3. Freiwilliger Staatenbericht Deutschlands zum HLPF 2025 (VNR)

VNR 2025 Gemeinsamer Beitrag von GPF Europe, CoRA, Initiative Lieferkettengesetz, Treaty Alliance Deutschland und VENRO

Verbindliche Unternehmensregeln für Menschenrechte und Nachhaltigkeit – Grundbedingung für die Verwirklichung der Agenda 2030

Zahlreiche zivilgesellschaftliche Gruppen und Organisationen in Deutschland engagieren sich für eine Welt, in der wirtschaftliches Handeln dem Wohl der Menschen dient und die sozialökologische Transformation zu Nachhaltigkeit und globaler Gerechtigkeit handlungsleitend ist. Sie fordern, dass Staaten Menschenrechte, Umwelt und Klima im Zusammenhang mit globalem Wirtschaften konsequent schützen und Unternehmen gemäß internationalen Konventionen entsprechend konsequent regulieren.¹ Unternehmen, die Menschenrechtsverletzungen oder Umweltschäden (mit-)verschulden, müssen zur Verantwortung gezogen werden und Geschädigte Gerechtigkeit erfahren. Staaten müssen hierfür verbindliche rechtliche Grundlagen schaffen und entlang globaler Wertschöpfungsketten wirksam durchsetzen. Dies ist auch eine Grundbedingung für die Verwirklichung der Agenda 2030 und des Pariser Klimaabkommens.
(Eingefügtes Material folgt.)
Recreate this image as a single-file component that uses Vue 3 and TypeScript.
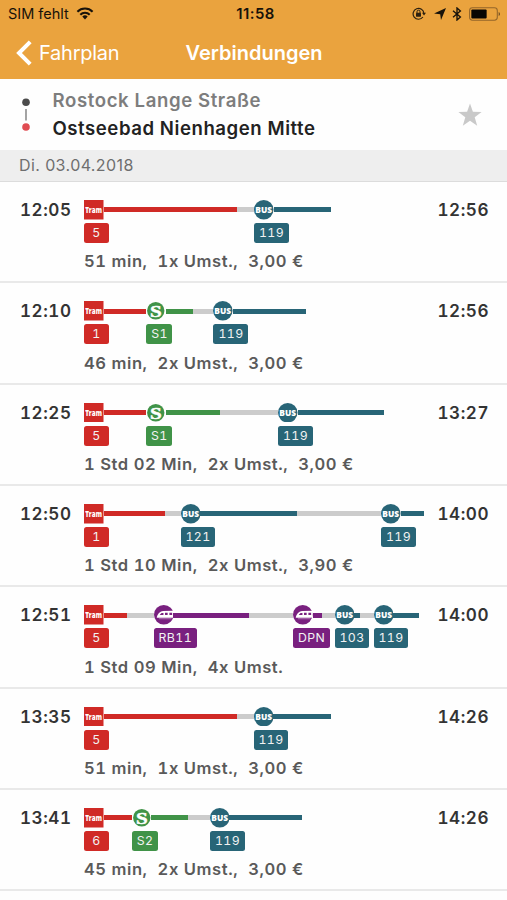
<script setup lang="ts">
type Mode = 'tram' | 'bus' | 'sbahn' | 'train'

interface Leg {
  mode: Mode
  line: string
  ride: number
  wait: number
}

interface Connection {
  departure: string
  arrival: string
  summary: string[]
  legs: Leg[]
}

const leg = (mode: Mode, line: string, ride: number, wait = 0): Leg => ({ mode, line, ride, wait })

const connections: Connection[] = [
  {
    departure: '12:05',
    arrival: '12:56',
    summary: ['51 min,', '1x Umst.,', '3,00 €'],
    legs: [leg('tram', '5', 153, 17), leg('bus', '119', 77)],
  },
  {
    departure: '12:10',
    arrival: '12:56',
    summary: ['46 min,', '2x Umst.,', '3,00 €'],
    legs: [leg('tram', '1', 62.3), leg('sbahn', 'S1', 47.2, 20), leg('bus', '119', 93)],
  },
  {
    departure: '12:25',
    arrival: '13:27',
    summary: ['1 Std 02 Min,', '2x Umst.,', '3,00 €'],
    legs: [leg('tram', '5', 62), leg('sbahn', 'S1', 74, 58), leg('bus', '119', 106.3)],
  },
  {
    departure: '12:50',
    arrival: '14:00',
    summary: ['1 Std 10 Min,', '2x Umst.,', '3,90 €'],
    legs: [leg('tram', '1', 81, 15.5), leg('bus', '121', 116.5, 84), leg('bus', '119', 43)],
  },
  {
    departure: '12:51',
    arrival: '14:00',
    summary: ['1 Std 09 Min,', '4x Umst.'],
    legs: [
      leg('tram', '5', 43, 26.5),
      leg('train', 'RB11', 95.5, 44),
      leg('train', 'DPN', 29, 12.5),
      leg('bus', '103', 25, 14),
      leg('bus', '119', 45.5),
    ],
  },
  {
    departure: '13:35',
    arrival: '14:26',
    summary: ['51 min,', '1x Umst.,', '3,00 €'],
    legs: [leg('tram', '5', 152.7, 16.8), leg('bus', '119', 77)],
  },
  {
    departure: '13:41',
    arrival: '14:26',
    summary: ['45 min,', '2x Umst.,', '3,00 €'],
    legs: [leg('tram', '6', 47.7), leg('sbahn', 'S2', 56.3, 22), leg('bus', '119', 92)],
  },
]
</script>

<template>
  <div class="screen">
    <header class="top">
      <div class="status">
        <div class="carrier">
          <span>SIM fehlt</span>
          <svg class="wifi" viewBox="0 0 18 13">
            <path d="M9 12.4 6.3 9.6a3.9 3.9 0 0 1 5.4 0Z" fill="#17120a" />
            <path d="M4.3 7.7a6.7 6.7 0 0 1 9.4 0M1.4 4.7a10.8 10.8 0 0 1 15.2 0" fill="none" stroke="#17120a" stroke-width="2.1" />
          </svg>
        </div>
        <span class="clock">11:58</span>
        <div class="indicators">
          <svg class="lock" viewBox="0 0 14 13">
            <path d="M10.9 10A5.4 5.4 0 1 1 11.9 6.5" fill="none" stroke="#2c200f" stroke-width="1.2" />
            <path d="M10 5.8h4l-2 2.8Z" fill="#2c200f" />
            <rect x="4" y="5.8" width="5" height="3.9" rx=".4" fill="#2c200f" />
            <path d="M5 6V4.7a1.5 1.5 0 0 1 3 0V6" fill="none" stroke="#2c200f" stroke-width="1" />
          </svg>
          <svg class="arrow" viewBox="0 0 12 12"><path d="M12 0 7 12 6.2 6.2 0 5.4Z" fill="#17120a" /></svg>
          <svg class="bluetooth" viewBox="0 0 10 14">
            <path d="M1 3.8 8.4 10 5 13V1l3.4 3L1 10.2" fill="none" stroke="#17120a" stroke-width="1.35" />
          </svg>
          <svg class="battery" viewBox="0 0 33 14">
            <rect x=".6" y=".6" width="28.6" height="12.8" rx="3" fill="none" stroke="#94662a" stroke-width="1.1" />
            <rect x="2.4" y="2.3" width="15.8" height="9.4" rx="1" fill="#080602" />
            <path d="M30.6 5v4c1.8-.5 1.8-3.5 0-4Z" fill="#6c4a20" />
          </svg>
        </div>
      </div>
      <nav class="nav">
        <div class="back">
          <svg class="chevron" viewBox="0 0 16 26"><path d="M14.2 1.8 3 13l11.2 11.2" fill="none" stroke="#fff" stroke-width="4" /></svg>
          <span>Fahrplan</span>
        </div>
        <h1>Verbindungen</h1>
      </nav>
    </header>

    <section class="route">
      <svg class="route-mark" viewBox="0 0 8 34">
        <circle cx="4" cy="4.2" r="3.8" fill="#4b4b4b" />
        <path d="M4 11v11.5" stroke="#9a9a9a" stroke-width="1.8" />
        <circle cx="4" cy="29" r="3.8" fill="#e04c52" />
      </svg>
      <div class="stops">
        <div class="from">Rostock Lange Straße</div>
        <div class="to">Ostseebad Nienhagen Mitte</div>
      </div>
      <svg class="star" viewBox="0 0 24 24">
        <path d="m12 .5 2.9 8.3 8.7.2-6.9 5.3 2.5 8.5L12 17.8l-7.2 5 2.5-8.5L.4 9l8.7-.2Z" fill="#c9c9c9" />
      </svg>
    </section>

    <div class="date">Di. 03.04.2018</div>

    <main>
      <article v-for="item in connections" :key="item.departure" class="connection">
        <time class="departure">{{ item.departure }}</time>
        <div class="middle">
          <div class="legs">
            <div
              v-for="(part, i) in item.legs"
              :key="i"
              class="leg"
              :class="part.mode"
              :style="{ width: part.ride + part.wait + 'px' }"
            >
              <div class="track">
                <svg class="mode-icon" viewBox="0 0 20 20">
                  <template v-if="part.mode === 'tram'">
                    <rect width="20" height="20" fill="#d02a26" />
                    <text x="1.2" y="12.9" textLength="17.2" lengthAdjust="spacingAndGlyphs" class="tram-text">Tram</text>
                  </template>
                  <template v-else-if="part.mode === 'bus'">
                    <circle cx="10" cy="10" r="10" fill="#286577" />
                    <text x="1.4" y="13.2" textLength="17.2" lengthAdjust="spacingAndGlyphs" class="bus-text">BUS</text>
                  </template>
                  <template v-else-if="part.mode === 'sbahn'">
                    <circle cx="10" cy="10" r="8.9" fill="#409348" />
                    <text x="4" y="16" textLength="12" lengthAdjust="spacingAndGlyphs" class="s-text">S</text>
                  </template>
                  <template v-else>
                    <circle cx="10" cy="10" r="10" fill="#79207f" />
                    <path d="M2.8 13C3.4 9.8 5.6 6.6 9.4 6.2L20 5.8V13Z" fill="#fff" />
                    <path d="M7.8 8.1h1.9v2.1H5.9c.5-.9 1.1-1.6 1.9-2.1ZM11.3 8h2.7v2.2h-2.7ZM15.8 7.9h2.8v2.3h-2.8Z" fill="#79207f" />
                    <path d="M5 14.1h13" stroke="#c99bcc" stroke-width=".7" />
                  </template>
                </svg>
                <i class="ride"></i>
                <i class="wait" :style="{ width: part.wait + 'px' }"></i>
              </div>
              <span class="badge">{{ part.line }}</span>
            </div>
          </div>
          <div class="summary">
            <span v-for="text in item.summary" :key="text">{{ text }}</span>
          </div>
        </div>
        <time class="arrival">{{ item.arrival }}</time>
      </article>
    </main>
  </div>
</template>

<style>
body {
  background: #fff;
}
</style>

<style scoped>
.screen {
  width: 507px;
  height: 900px;
  overflow: hidden;
  background: #fefefe;
  font-family: Inter, 'Liberation Sans', sans-serif;
}
svg {
  display: block;
  flex: none;
}
.top {
  height: 79px;
  background: #eaa33e;
}
.status {
  display: grid;
  grid-template-columns: 1fr auto 1fr;
  align-items: center;
  height: 27px;
  padding: 0 6px 0 8px;
  color: #17120a;
  font-size: 14.5px;
}
.carrier {
  display: flex;
  align-items: center;
  gap: 7.5px;
}
.wifi {
  width: 18px;
  height: 13px;
}
.clock {
  padding-left: 2px;
  font-size: 14.9px;
  font-weight: 600;
  letter-spacing: 0.5px;
}
.indicators {
  display: flex;
  justify-content: flex-end;
  align-items: center;
}
.lock {
  width: 14px;
  height: 13px;
  margin-right: 8px;
}
.arrow {
  width: 12px;
  height: 12px;
  margin-right: 6.5px;
}
.bluetooth {
  width: 10px;
  height: 14px;
  margin-right: 7px;
}
.battery {
  width: 32px;
  height: 14px;
}
.nav {
  display: grid;
  grid-template-columns: 1fr auto 1fr;
  align-items: center;
  height: 51px;
  padding: 0 15px 0 16px;
  color: #fff;
}
.back {
  display: flex;
  align-items: center;
  gap: 7px;
  font-size: 20px;
  letter-spacing: -0.25px;
}
.chevron {
  width: 16px;
  height: 26px;
}
h1 {
  margin: 0;
  font-size: 20px;
  font-weight: 600;
}
.route {
  display: flex;
  align-items: center;
  box-sizing: border-box;
  height: 71px;
  padding: 0 25px 0 22px;
}
.route-mark {
  width: 8px;
  height: 34px;
  margin-right: 22.5px;
}
.stops {
  flex: 1;
  padding-bottom: 2px;
  font-size: 18.6px;
  font-weight: 600;
  line-height: 28px;
  letter-spacing: 0.6px;
}
.from {
  color: #7d7d7d;
}
.to {
  color: #222;
  letter-spacing: 0.55px;
}
.star {
  width: 24px;
  height: 24px;
}
.date {
  box-sizing: border-box;
  height: 32px;
  padding-left: 19px;
  border-bottom: 1px solid #dcdcdc;
  background: #eee;
  color: #6e6e6e;
  font-size: 16px;
  line-height: 31px;
  letter-spacing: 0.4px;
}
.connection {
  display: flex;
  box-sizing: border-box;
  height: 101.35px;
  padding: 18px 18px 0 20px;
  border-bottom: 2px solid #e9e9e9;
  font-variant-numeric: tabular-nums;
}
time {
  color: #333;
  font-size: 17.1px;
  font-weight: 600;
  line-height: 20px;
  letter-spacing: 0.55px;
}
.departure {
  width: 64px;
}
.middle {
  flex: 1;
}
.legs {
  display: flex;
}
.leg {
  flex: none;
}
.tram {
  --tone: #d02a26;
}
.bus {
  --tone: #286577;
}
.sbahn {
  --tone: #409348;
}
.train {
  --tone: #79207f;
}
.track {
  display: flex;
  align-items: center;
  height: 19.5px;
}
.mode-icon {
  width: 19.5px;
  height: 19.5px;
}
.ride {
  flex: 1;
  height: 5px;
  background: var(--tone);
}
.wait {
  flex: none;
  height: 5px;
  background: #ccc;
}
.badge {
  display: block;
  box-sizing: border-box;
  width: fit-content;
  min-width: 24.5px;
  height: 20px;
  margin-top: 3.5px;
  padding: 0 4.5px 0 5px;
  border-radius: 2.5px;
  background: var(--tone);
  color: #f2f2f2;
  font-size: 12.3px;
  line-height: 20.5px;
  letter-spacing: 0.4px;
  text-align: center;
}
.summary {
  display: flex;
  gap: 10px;
  margin-top: 7.3px;
  color: #5a5a5a;
  font-size: 16.6px;
  font-weight: 600;
  line-height: 22px;
  letter-spacing: 0.54px;
}
.tram-text,
.bus-text {
  fill: #fff;
  font-family: 'Open Sans', Lato, sans-serif;
  font-size: 8.4px;
  font-weight: 800;
}
.bus-text {
  font-size: 8.8px;
}
.s-text {
  fill: #fff;
  font-family: 'Liberation Serif', serif;
  font-size: 18px;
  font-weight: 700;
  stroke: #fff;
  stroke-width: 0.5px;
}
</style>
Bereits im Jahr 2006 haben sich über 60 Organisationen aus den Bereichen Menschenrechte, Entwicklung, Umwelt- und Verbraucherschutz sowie Gewerkschaften zum CorA-Netzwerk für Unternehmensverantwortung (Externer Link) zusammengeschlossen. 2019 hat sich die Initiative Lieferkettengesetz (Externer Link) gebildet, ein zivilgesellschaftliches Bündnis von mehr als 130 Organisationen, das sich für wirksame Lieferkettengesetze in Deutschland und der EU eingesetzt hat.

Für sie ist das deutsche Lieferkettensorgfaltspflichtengesetz (LkSG), das am 1. Januar 2023 in Kraft trat, ein wichtiger Etappenerfolg, auch wenn es einige gravierende Schwächen aufweist: Das Gesetz umfasst zu wenige Unternehmen, erfasst die nachgelagerte Lieferkette und damit die Kerngeschäfte der Finanz- und Rüstungsindustrie nicht und macht zu viele Ausnahmen bei den Sorgfaltspflichten. Es verweigert Betroffenen den Anspruch auf Schadensersatz und enthält keine effektiven Maßnahmen zum Klimaschutz in Lieferketten.² Auch bei der Förderung der Geschlechtergerechtigkeit besteht im Gesetz Nachbesserungsbedarf (Externer Link).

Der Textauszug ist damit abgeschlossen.